Goal
Work out how many lines hold "that". Give the number and nothing else.

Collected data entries

%%

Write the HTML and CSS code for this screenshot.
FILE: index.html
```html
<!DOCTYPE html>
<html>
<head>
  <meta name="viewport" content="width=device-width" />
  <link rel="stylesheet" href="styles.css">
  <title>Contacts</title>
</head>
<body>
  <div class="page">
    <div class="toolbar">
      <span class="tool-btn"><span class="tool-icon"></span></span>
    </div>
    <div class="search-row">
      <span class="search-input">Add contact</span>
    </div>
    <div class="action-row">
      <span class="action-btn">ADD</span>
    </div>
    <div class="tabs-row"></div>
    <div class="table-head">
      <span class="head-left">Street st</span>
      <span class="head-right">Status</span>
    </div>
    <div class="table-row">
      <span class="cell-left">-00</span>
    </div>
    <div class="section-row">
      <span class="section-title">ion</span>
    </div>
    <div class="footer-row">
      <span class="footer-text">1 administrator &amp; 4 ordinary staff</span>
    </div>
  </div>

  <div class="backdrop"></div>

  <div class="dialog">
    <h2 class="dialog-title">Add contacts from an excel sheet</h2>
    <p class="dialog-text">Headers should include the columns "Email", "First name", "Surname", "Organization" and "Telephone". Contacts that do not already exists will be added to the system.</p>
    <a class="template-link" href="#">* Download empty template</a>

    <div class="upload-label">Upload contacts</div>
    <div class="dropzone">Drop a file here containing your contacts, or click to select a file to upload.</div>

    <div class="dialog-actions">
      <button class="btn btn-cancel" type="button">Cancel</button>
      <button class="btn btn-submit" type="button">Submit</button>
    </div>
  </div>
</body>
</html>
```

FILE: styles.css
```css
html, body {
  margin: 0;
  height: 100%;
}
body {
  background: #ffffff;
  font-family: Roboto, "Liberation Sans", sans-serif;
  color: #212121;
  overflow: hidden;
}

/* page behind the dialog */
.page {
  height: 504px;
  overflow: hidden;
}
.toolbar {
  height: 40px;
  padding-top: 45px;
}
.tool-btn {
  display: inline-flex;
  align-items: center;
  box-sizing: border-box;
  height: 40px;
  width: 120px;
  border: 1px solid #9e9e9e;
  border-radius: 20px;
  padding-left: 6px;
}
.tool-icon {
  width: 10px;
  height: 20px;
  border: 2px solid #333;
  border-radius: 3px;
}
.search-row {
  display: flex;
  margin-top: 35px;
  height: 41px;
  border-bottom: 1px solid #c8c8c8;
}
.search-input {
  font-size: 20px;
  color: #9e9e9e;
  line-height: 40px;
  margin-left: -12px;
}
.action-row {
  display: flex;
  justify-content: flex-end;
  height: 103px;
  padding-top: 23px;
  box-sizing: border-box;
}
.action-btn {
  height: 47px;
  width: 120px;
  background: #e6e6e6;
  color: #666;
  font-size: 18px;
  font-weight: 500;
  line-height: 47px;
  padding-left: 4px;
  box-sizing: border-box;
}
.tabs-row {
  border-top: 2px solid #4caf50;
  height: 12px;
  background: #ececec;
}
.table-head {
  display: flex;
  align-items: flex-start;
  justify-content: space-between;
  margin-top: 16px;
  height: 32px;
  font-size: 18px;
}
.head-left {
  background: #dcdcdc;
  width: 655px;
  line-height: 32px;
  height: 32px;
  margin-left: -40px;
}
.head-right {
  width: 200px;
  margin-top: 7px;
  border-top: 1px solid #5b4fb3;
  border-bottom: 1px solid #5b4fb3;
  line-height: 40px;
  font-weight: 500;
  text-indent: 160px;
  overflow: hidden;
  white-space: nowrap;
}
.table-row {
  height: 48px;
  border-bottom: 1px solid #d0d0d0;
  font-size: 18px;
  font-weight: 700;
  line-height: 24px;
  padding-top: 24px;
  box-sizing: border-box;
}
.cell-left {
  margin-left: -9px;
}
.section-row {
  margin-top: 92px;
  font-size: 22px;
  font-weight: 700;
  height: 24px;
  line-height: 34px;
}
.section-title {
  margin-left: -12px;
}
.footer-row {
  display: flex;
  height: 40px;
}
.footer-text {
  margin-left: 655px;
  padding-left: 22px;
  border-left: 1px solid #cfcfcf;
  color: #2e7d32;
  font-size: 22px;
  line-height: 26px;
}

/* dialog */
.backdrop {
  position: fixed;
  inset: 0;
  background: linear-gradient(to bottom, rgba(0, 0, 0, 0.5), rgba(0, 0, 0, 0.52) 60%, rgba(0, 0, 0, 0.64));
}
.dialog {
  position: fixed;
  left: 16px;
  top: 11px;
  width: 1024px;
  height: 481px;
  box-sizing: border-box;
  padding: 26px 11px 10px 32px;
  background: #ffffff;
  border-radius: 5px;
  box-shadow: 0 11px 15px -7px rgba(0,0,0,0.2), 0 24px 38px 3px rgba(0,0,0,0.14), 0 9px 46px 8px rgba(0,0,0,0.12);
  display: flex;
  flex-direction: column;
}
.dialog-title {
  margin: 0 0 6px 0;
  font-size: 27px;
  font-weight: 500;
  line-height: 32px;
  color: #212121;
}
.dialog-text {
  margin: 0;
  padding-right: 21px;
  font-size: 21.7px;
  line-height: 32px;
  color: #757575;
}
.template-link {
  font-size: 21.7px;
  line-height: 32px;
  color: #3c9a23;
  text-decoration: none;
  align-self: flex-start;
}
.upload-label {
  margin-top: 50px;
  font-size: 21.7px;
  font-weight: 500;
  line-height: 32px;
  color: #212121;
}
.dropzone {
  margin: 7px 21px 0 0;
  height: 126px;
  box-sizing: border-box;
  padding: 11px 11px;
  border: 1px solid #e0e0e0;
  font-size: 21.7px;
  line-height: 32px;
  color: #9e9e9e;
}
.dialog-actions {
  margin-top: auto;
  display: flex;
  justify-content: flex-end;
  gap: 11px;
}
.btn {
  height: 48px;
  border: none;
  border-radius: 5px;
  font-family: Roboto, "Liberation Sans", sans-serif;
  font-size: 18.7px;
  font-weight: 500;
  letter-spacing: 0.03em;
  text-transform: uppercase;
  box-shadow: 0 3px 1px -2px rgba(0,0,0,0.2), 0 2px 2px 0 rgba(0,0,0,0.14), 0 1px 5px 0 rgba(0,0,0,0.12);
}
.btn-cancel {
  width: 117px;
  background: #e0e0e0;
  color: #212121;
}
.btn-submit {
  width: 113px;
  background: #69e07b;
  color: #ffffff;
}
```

%%
%%

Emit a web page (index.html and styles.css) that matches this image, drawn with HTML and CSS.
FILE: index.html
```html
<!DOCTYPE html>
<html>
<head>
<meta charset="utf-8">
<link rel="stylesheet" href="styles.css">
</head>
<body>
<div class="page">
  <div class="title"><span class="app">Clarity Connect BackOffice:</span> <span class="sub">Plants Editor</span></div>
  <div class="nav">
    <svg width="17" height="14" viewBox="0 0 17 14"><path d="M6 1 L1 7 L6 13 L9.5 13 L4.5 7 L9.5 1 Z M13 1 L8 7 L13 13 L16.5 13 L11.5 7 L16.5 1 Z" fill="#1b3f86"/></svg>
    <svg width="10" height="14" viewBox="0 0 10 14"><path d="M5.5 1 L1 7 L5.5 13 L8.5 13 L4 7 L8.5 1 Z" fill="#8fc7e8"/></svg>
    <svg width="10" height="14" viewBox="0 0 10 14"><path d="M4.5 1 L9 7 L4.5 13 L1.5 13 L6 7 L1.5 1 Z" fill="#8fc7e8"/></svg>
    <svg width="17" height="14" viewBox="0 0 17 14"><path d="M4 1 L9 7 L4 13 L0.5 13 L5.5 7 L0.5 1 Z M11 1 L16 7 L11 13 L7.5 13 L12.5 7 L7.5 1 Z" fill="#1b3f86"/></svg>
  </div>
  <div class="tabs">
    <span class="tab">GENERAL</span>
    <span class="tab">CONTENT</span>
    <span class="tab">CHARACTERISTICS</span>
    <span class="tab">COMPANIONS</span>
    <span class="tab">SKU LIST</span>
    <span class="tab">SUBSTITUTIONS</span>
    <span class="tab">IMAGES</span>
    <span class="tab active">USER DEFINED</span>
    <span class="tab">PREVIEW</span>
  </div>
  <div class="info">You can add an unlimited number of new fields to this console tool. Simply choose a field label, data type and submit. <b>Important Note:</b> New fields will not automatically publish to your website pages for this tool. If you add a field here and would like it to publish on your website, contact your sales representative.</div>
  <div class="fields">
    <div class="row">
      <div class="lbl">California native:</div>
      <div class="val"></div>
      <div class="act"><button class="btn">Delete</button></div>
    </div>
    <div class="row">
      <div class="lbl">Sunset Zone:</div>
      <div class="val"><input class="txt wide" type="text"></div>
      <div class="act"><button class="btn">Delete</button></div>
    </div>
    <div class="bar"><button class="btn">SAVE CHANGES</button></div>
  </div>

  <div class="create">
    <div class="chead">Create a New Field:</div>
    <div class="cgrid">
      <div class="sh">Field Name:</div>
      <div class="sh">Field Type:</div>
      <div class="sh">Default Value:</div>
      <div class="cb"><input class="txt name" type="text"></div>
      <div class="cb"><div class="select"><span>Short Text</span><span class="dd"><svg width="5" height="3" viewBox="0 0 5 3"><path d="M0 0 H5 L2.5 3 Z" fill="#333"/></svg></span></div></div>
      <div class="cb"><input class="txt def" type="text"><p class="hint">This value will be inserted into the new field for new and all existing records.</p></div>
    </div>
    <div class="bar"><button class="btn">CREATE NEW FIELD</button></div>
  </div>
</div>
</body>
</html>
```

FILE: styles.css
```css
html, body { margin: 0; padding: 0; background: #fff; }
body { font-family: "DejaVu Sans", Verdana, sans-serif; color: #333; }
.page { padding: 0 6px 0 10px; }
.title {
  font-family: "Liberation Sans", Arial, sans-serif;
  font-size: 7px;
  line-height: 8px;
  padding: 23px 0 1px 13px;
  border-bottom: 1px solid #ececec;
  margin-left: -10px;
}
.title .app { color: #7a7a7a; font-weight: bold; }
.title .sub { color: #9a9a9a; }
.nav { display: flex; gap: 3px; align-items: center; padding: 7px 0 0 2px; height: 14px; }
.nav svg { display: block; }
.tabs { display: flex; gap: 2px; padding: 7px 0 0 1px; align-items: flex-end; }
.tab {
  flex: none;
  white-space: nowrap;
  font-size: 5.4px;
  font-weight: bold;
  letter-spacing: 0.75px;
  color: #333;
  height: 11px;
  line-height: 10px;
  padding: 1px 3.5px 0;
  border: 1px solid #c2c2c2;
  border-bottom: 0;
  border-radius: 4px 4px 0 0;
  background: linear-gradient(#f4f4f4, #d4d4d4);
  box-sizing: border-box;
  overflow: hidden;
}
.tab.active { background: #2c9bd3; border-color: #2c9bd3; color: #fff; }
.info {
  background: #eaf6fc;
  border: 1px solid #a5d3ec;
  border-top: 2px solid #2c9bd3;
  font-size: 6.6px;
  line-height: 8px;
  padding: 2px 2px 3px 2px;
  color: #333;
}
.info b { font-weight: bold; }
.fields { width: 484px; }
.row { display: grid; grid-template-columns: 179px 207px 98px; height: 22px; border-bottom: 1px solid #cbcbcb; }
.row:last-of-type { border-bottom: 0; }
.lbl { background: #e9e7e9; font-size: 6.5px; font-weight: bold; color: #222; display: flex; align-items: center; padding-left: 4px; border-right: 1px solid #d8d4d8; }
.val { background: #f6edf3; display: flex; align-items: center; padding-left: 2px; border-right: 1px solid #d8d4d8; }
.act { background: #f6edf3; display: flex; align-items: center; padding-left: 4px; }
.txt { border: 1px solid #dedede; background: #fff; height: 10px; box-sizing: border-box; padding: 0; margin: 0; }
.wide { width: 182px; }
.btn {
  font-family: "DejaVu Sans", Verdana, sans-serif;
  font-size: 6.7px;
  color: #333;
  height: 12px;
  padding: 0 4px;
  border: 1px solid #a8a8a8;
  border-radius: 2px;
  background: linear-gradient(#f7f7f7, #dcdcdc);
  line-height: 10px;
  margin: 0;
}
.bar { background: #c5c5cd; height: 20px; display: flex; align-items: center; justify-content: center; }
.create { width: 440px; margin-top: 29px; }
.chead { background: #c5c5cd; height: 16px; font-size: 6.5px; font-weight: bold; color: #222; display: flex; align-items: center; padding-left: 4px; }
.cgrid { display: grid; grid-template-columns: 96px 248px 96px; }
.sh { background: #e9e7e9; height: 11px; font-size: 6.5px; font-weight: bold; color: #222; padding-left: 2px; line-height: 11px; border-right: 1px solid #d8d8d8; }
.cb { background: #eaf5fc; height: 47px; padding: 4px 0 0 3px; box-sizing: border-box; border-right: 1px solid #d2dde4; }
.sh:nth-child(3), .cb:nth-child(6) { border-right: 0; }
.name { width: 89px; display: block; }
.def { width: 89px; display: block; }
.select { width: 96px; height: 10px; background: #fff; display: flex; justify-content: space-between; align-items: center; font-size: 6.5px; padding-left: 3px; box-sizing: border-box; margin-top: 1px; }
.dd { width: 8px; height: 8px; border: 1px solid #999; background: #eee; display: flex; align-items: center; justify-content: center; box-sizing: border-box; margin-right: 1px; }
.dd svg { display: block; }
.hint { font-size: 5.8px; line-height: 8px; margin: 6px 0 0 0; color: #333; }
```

%%
%%

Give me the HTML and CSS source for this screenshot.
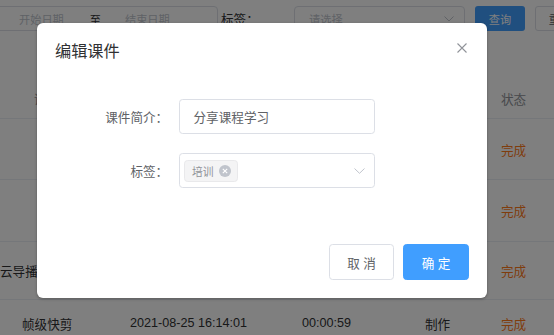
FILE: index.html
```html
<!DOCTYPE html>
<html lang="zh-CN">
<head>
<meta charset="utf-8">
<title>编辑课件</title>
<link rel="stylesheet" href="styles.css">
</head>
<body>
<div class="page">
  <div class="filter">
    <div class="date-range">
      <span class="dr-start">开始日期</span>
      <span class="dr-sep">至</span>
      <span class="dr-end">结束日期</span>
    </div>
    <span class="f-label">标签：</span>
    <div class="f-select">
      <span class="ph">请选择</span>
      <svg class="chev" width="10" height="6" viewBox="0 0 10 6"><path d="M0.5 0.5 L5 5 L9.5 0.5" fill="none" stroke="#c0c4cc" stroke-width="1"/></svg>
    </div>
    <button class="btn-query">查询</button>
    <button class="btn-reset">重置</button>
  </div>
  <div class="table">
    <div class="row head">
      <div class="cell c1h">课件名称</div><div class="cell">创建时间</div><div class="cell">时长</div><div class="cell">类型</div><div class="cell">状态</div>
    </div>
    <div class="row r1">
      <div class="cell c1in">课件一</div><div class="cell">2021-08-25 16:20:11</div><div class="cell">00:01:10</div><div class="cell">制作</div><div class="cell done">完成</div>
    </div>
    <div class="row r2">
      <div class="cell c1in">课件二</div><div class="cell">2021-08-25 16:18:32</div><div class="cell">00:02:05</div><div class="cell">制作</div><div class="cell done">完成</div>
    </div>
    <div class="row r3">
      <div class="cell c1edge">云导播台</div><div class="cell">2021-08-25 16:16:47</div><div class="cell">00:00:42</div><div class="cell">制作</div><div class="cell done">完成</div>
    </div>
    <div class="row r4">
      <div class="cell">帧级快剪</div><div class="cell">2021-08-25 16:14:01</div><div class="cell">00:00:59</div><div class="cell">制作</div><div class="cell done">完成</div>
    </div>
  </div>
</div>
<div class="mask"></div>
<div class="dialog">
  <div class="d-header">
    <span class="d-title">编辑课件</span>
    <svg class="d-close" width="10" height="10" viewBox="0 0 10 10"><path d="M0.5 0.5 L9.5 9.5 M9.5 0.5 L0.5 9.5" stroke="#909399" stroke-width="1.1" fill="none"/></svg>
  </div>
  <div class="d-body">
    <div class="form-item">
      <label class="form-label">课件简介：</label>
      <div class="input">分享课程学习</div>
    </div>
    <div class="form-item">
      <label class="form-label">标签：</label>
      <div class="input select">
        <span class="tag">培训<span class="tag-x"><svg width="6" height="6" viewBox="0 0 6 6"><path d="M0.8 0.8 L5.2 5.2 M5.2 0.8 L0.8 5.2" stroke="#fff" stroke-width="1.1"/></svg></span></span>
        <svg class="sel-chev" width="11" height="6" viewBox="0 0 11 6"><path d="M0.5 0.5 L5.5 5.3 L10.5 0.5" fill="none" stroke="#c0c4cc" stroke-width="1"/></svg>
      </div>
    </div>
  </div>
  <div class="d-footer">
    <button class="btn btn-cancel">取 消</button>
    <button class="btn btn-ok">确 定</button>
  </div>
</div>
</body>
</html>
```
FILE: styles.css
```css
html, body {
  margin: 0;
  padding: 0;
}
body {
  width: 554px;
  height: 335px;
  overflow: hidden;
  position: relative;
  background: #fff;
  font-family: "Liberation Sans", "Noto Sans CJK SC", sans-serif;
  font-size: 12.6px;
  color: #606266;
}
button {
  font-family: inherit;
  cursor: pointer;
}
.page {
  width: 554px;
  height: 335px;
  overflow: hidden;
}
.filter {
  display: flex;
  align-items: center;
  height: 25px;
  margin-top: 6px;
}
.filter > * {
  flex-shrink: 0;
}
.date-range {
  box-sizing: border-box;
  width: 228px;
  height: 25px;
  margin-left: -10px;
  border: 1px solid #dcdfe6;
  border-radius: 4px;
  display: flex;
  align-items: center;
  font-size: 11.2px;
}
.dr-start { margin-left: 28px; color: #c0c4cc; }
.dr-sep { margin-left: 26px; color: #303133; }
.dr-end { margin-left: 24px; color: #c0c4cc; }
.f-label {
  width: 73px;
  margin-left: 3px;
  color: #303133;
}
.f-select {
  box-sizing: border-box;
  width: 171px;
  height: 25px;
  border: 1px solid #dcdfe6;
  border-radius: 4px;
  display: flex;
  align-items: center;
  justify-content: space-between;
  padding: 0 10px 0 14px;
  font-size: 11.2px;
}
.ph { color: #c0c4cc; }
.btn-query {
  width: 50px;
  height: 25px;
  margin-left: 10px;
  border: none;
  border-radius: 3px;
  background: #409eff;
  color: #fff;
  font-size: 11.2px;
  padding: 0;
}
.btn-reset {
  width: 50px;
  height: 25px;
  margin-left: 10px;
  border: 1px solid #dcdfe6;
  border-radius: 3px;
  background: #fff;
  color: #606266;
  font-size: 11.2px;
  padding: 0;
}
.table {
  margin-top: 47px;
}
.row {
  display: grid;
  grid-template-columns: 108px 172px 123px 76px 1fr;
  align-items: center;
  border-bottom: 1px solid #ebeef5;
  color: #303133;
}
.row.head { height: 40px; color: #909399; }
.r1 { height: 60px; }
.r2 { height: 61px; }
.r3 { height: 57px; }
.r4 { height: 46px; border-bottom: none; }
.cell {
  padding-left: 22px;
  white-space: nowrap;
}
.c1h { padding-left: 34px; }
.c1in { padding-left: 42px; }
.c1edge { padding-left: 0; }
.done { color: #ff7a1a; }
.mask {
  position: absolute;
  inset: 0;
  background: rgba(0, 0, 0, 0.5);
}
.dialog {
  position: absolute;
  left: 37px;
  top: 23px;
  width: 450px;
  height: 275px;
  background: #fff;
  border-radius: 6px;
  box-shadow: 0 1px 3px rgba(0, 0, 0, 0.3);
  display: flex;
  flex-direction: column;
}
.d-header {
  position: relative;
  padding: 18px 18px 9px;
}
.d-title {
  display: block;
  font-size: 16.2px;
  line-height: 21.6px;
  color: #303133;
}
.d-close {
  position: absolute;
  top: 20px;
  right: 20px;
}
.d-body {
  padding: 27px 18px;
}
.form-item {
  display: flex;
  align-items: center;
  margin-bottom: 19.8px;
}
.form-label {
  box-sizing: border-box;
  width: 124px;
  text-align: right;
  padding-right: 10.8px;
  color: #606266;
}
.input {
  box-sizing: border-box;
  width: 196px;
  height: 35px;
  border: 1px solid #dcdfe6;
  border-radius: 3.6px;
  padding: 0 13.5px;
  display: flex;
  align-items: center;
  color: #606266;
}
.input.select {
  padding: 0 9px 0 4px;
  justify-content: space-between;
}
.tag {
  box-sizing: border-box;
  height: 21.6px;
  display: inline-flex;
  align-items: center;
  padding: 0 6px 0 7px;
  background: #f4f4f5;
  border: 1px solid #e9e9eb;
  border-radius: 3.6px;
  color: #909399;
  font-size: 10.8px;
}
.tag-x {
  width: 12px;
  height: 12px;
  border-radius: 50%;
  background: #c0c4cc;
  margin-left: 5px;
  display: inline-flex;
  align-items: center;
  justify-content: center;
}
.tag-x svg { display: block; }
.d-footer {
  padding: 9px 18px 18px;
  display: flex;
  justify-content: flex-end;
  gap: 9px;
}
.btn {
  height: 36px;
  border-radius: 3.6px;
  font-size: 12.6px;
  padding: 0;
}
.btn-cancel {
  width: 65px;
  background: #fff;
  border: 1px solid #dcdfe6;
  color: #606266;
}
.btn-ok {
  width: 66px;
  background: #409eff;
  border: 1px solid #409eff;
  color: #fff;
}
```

%%

Solution
2